**Source material:**
____________

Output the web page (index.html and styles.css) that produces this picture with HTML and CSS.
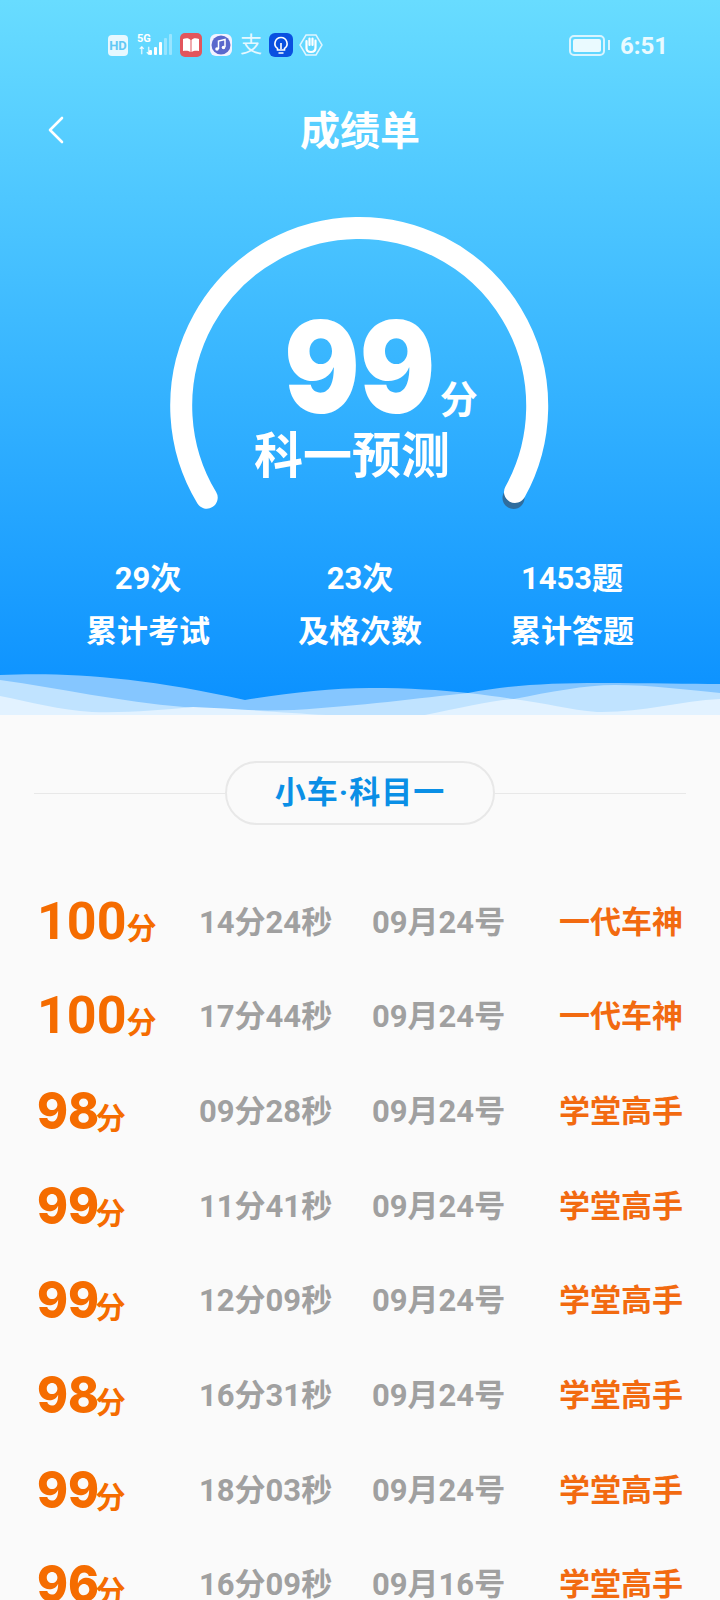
FILE: index.html
```html
<!DOCTYPE html>
<html lang="zh-CN">
<head>
    <meta charset="UTF-8">
    <meta name="viewport" content="width=device-width, initial-scale=1.0">
    <title>成绩单</title>
    <link rel="stylesheet" href="styles.css">
</head>
<body>
    <div class="page">
        <section class="hero">
            <div class="status-bar">
                <span class="hd-badge">HD</span>
                <div class="signal">
                    <div class="signal-text"><span class="net">5G</span><span class="arrows">↑↓</span></div>
                    <svg width="25" height="24" viewBox="0 0 25 24">
                        <rect x="0" y="17" width="3" height="5" rx="1" fill="#fff"/>
                        <rect x="5" y="14" width="3" height="8" rx="1" fill="#fff"/>
                        <rect x="10" y="9" width="3" height="13" rx="1" fill="#fff"/>
                        <rect x="15" y="5" width="3" height="17" rx="1" fill="#fff" opacity=".35"/>
                        <rect x="20" y="1" width="3" height="21" rx="1" fill="#fff" opacity=".35"/>
                    </svg>
                </div>
                <svg class="app-icon" width="22" height="24" viewBox="0 0 22 24">
                    <rect width="22" height="24" rx="5" fill="#e2555c"/>
                    <path d="M3 6c3-1 6-1 7.500 1v12c-2-1.500-5-1.500-7.500-1zM19 6c-3-1-6-1-7.500 1v12c2-1.500 5-1.500 7.500-1z" fill="#fff"/>
                </svg>
                <svg class="app-icon" width="22" height="22" viewBox="0 0 22 22">
                    <rect width="22" height="22" rx="6" fill="#f2f2ff"/>
                    <circle cx="11" cy="11" r="9.500" fill="#5a68cc"/>
                    <path d="M8.500 15V7l6.500-1.500V13" fill="none" stroke="#fff" stroke-width="1.500"/>
                    <circle cx="7" cy="15" r="1.800" fill="#fff"/>
                    <circle cx="13.500" cy="13.500" r="1.800" fill="#fff"/>
                </svg>
                <span class="ali">支</span>
                <svg class="app-icon" width="24" height="24" viewBox="0 0 24 24">
                    <rect width="24" height="24" rx="6" fill="#0a50e0"/>
                    <path d="M12 4.500a6 6 0 0 0-3.500 10.900V17h7v-1.600A6 6 0 0 0 12 4.500z" fill="none" stroke="#fff" stroke-width="1.600"/>
                    <path d="M9.500 20h5M12 10v6" stroke="#fff" stroke-width="1.600" fill="none"/>
                </svg>
                <svg class="app-icon hand" width="24" height="22" viewBox="0 0 24 22">
                    <path d="M7 1h10l6 10-6 10H7L1 11z" fill="none" stroke="#dff5ff" stroke-width="1.500"/>
                    <path d="M7.500 11V7M10.500 11V4.500M13.500 11V4.500M16.500 11V6.500M7.500 10v4c0 2.500 2 4 4.500 4s4.500-1.500 4.500-4.500V9" fill="none" stroke="#fff" stroke-width="2.200" stroke-linecap="round"/>
                </svg>
                <div class="status-right">
                    <div class="battery"><span class="battery-level"></span></div>
                    <span class="battery-cap"></span>
                    <span class="clock">6:51</span>
                </div>
            </div>

            <header class="nav">
                <svg class="back" width="18" height="28" viewBox="0 0 18 28">
                    <path d="M15 2 3 14l12 12" fill="none" stroke="#fff" stroke-width="2.600" stroke-linecap="round" stroke-linejoin="round"/>
                </svg>
                <h1 class="nav-title">成绩单</h1>
            </header>

            <div class="gauge">
                <svg class="gauge-arc" width="378" height="290" viewBox="0 0 378 290">
                    <circle cx="342.500" cy="279" r="11" fill="#2f6d9e"/>
                    <path d="M35.700 278.700A178 178 0 1 1 344 273" fill="none" stroke="#fff" stroke-width="22" stroke-linecap="round"/>
                </svg>
                <div class="gauge-score"><span class="gauge-num">99</span><span class="gauge-unit">分</span></div>
                <div class="gauge-label">科一预测</div>
            </div>

            <div class="stats">
                <div class="stat"><div>29次</div><div>累计考试</div></div>
                <div class="stat"><div>23次</div><div>及格次数</div></div>
                <div class="stat"><div>1453题</div><div>累计答题</div></div>
            </div>

            <svg class="wave" width="720" height="43" viewBox="0 672 720 43" preserveAspectRatio="none">
                <path d="M0 675C60 672 140 676 245 700C290 693 330 688 370 688C410 688 440 690 468 693C510 685 550 683 600 683C650 683 690 684 720 684V715H0Z" fill="#85c6ff"/>
                <path d="M0 680C60 688 120 702 184 707C220 710 260 711 294 710C360 706 420 698 468 693C485 695 500 697 514 699C550 692 585 685 615 685C650 685 690 690 720 693V715H0Z" fill="#c0e3ff"/>
                <path d="M0 696C30 702 60 710 92 712C130 713 160 710 193 707C240 709 290 713 326 715H425C460 708 490 701 514 699C545 703 570 710 597 712C640 713 680 701 720 699V715H0Z" fill="#e2f2ff"/>
            </svg>
        </section>

        <div class="subject">
            <span class="subject-line"></span>
            <div class="subject-pill">小车·科目一</div>
            <span class="subject-line"></span>
        </div>

        <div class="records">
            <div class="record"><div class="score"><span class="score-num">100</span><span class="score-unit">分</span></div><div class="muted">14分24秒</div><div class="muted">09月24号</div><div class="rank">一代车神</div></div>
            <div class="record"><div class="score"><span class="score-num">100</span><span class="score-unit">分</span></div><div class="muted">17分44秒</div><div class="muted">09月24号</div><div class="rank">一代车神</div></div>
            <div class="record"><div class="score"><span class="score-num score-slim">98</span><span class="score-unit">分</span></div><div class="muted">09分28秒</div><div class="muted">09月24号</div><div class="rank">学堂高手</div></div>
            <div class="record"><div class="score"><span class="score-num score-slim">99</span><span class="score-unit">分</span></div><div class="muted">11分41秒</div><div class="muted">09月24号</div><div class="rank">学堂高手</div></div>
            <div class="record"><div class="score"><span class="score-num score-slim">99</span><span class="score-unit">分</span></div><div class="muted">12分09秒</div><div class="muted">09月24号</div><div class="rank">学堂高手</div></div>
            <div class="record"><div class="score"><span class="score-num score-slim">98</span><span class="score-unit">分</span></div><div class="muted">16分31秒</div><div class="muted">09月24号</div><div class="rank">学堂高手</div></div>
            <div class="record"><div class="score"><span class="score-num score-slim">99</span><span class="score-unit">分</span></div><div class="muted">18分03秒</div><div class="muted">09月24号</div><div class="rank">学堂高手</div></div>
            <div class="record"><div class="score"><span class="score-num score-slim">96</span><span class="score-unit">分</span></div><div class="muted">16分09秒</div><div class="muted">09月16号</div><div class="rank">学堂高手</div></div>
        </div>
    </div>
</body>
</html>
```

FILE: styles.css
```css
* {
    box-sizing: border-box;
}
html, body {
    margin: 0;
    padding: 0;
    height: 1600px;
    overflow: hidden;
}
body {
    font-family: Roboto, "Noto Sans CJK SC", sans-serif;
    background-color: #fafafa;
}
.page {
    width: 720px;
    height: 1600px;
    overflow: hidden;
}
.hero {
    position: relative;
    height: 715px;
    padding-top: 33px;
    color: #fff;
    background: linear-gradient(180deg, #68dcff 0%, #0a90ff 100%);
}
.status-bar {
    display: flex;
    align-items: center;
    height: 24px;
    padding: 0 52px 0 108px;
}
.hd-badge {
    width: 20px;
    height: 21px;
    margin-right: 9px;
    border-radius: 4px;
    background-color: #e6f8ff;
    color: #62c8f5;
    font-size: 13px;
    font-weight: 700;
    line-height: 21px;
    text-align: center;
}
.signal {
    display: flex;
    align-items: center;
    width: 43px;
}
.signal-text {
    display: flex;
    flex-direction: column;
    width: 12px;
    color: #fff;
    font-size: 11px;
    font-weight: 700;
    line-height: 12px;
}
.arrows {
    font-size: 9px;
    letter-spacing: -2px;
}
.app-icon {
    flex: none;
    margin-left: 8px;
}
.signal + .app-icon {
    margin-left: 0;
}
.ali {
    width: 24px;
    margin-left: 8px;
    color: #e6f8ff;
    font-size: 22px;
    line-height: 24px;
}
.ali + .app-icon {
    margin-left: 5px;
}
.hand {
    margin-left: 6px;
}
.status-right {
    display: flex;
    align-items: center;
    margin-left: auto;
}
.battery {
    width: 36px;
    height: 21px;
    padding: 2px;
    border: 2px solid #d8f4ff;
    border-radius: 5px;
}
.battery-level {
    display: block;
    height: 100%;
    border-radius: 2px;
    background-color: #eafaff;
}
.battery-cap {
    width: 2px;
    height: 10px;
    margin-left: 3px;
    background-color: #d8f4ff;
}
.clock {
    margin-left: 10px;
    padding-top: 2px;
    color: #eafaff;
    font-size: 24px;
    font-weight: 700;
    line-height: 24px;
}
.nav {
    position: relative;
    height: 70px;
    margin-top: 40px;
}
.back {
    position: absolute;
    left: 47px;
    top: 19px;
}
.nav-title {
    margin: 0;
    font-size: 40px;
    font-weight: 700;
    line-height: 70px;
    text-align: center;
}
.gauge {
    position: relative;
    width: 378px;
    height: 290px;
    margin: 52px auto 0;
    padding-top: 84px;
    text-align: center;
}
.gauge-arc {
    position: absolute;
    left: 0;
    top: 0;
    overflow: visible;
}
.gauge-score {
    position: relative;
    height: 129px;
    line-height: 129px;
    white-space: nowrap;
}
.gauge-num {
    display: inline-block;
    font-family: Inter, Roboto, sans-serif;
    font-size: 127px;
    font-weight: 900;
    transform: scaleX(.88);
}
.gauge-unit {
    margin-right: -32px;
    margin-left: -6px;
    font-size: 38px;
    font-weight: 700;
}
.gauge-label {
    position: relative;
    padding-right: 16px;
    font-size: 49px;
    font-weight: 700;
    line-height: 50px;
}
.stats {
    display: grid;
    grid-template-columns: repeat(3, 212px);
    margin-top: 50px;
    padding: 0 42px;
}
.stat {
    display: flex;
    flex-direction: column;
    gap: 13px;
    font-size: 31px;
    font-weight: 700;
    line-height: 40px;
    text-align: center;
}
.wave {
    position: absolute;
    left: 0;
    bottom: 0;
    display: block;
}
.subject {
    display: flex;
    align-items: center;
    margin-top: 46px;
    padding: 0 34px;
}
.subject-line {
    flex: 1;
    height: 1px;
    background-color: #e8e8e8;
}
.subject-pill {
    width: 270px;
    height: 64px;
    border: 2px solid #e8e8e8;
    border-radius: 32px;
    color: #0a8fe6;
    font-size: 31px;
    font-weight: 700;
    letter-spacing: 1px;
    line-height: 60px;
    text-align: center;
}
.records {
    margin-top: 49px;
}
.record {
    display: grid;
    grid-template-columns: 162px 173px 187px 1fr;
    align-items: center;
    height: 94.67px;
    padding-left: 37px;
    font-size: 31px;
    font-weight: 700;
}
.score {
    color: #f56c00;
    white-space: nowrap;
}
.score-num {
    display: inline-block;
    font-size: 52px;
    font-weight: 700;
}
.score-slim {
    margin-right: -9px;
    font-family: Inter, Roboto, sans-serif;
    font-size: 51px;
    font-weight: 800;
    transform: scaleX(.92);
    transform-origin: left center;
}
.score-unit {
    font-size: 30px;
    font-weight: 700;
}
.muted {
    padding-bottom: 4px;
    color: #a0a0a0;
    white-space: nowrap;
}
.rank {
    padding-bottom: 4px;
    color: #f26a10;
    white-space: nowrap;
}
```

____________

**Request:** Using the listing above, list every line in which the string "index" occurs.

**Solution:**
Output the web page (index.html and styles.css) that produces this picture with HTML and CSS.
FILE: index.html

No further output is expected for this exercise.